I loaded each machine with the various sets of operating tools that would be required throughout the day, slipping the beautiful scalpel, that had lain heavy in my pocket throughout the night, into the last of the three stainless autoclave steel machines. I flicked the switch that would begin the steamy sterilisation process.
Finally, I felt that it was safe to leave. I made my way back to the changing room and opened the locker with the key from my pocket to remove my tote bag, and changed back into my street clothes. I folded the scrubs, shoes and stethoscope into my bag and, taking a final look in the mirror, left the changing room.
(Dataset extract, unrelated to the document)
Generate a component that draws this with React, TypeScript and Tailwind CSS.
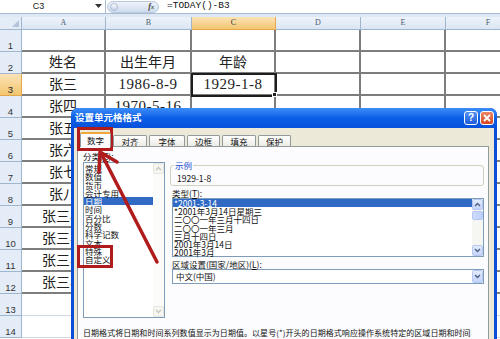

The hospital was busier now as nurses and doctors left and their counterparts for the day shift arrived. I was no longer alone as I walked briskly towards the lift and filed in amongst the others, who were leaving after the night’s work.
I kept my head down and avoided making eye contact as the lift descended towards the ground floor and my safe escape. Once on the ground floor I stepped out of the lift and took the few short steps through the main entrance.
I had delivered his lesson and now I was free. I walked with a light step out onto the street in the pale grey light of the early hours.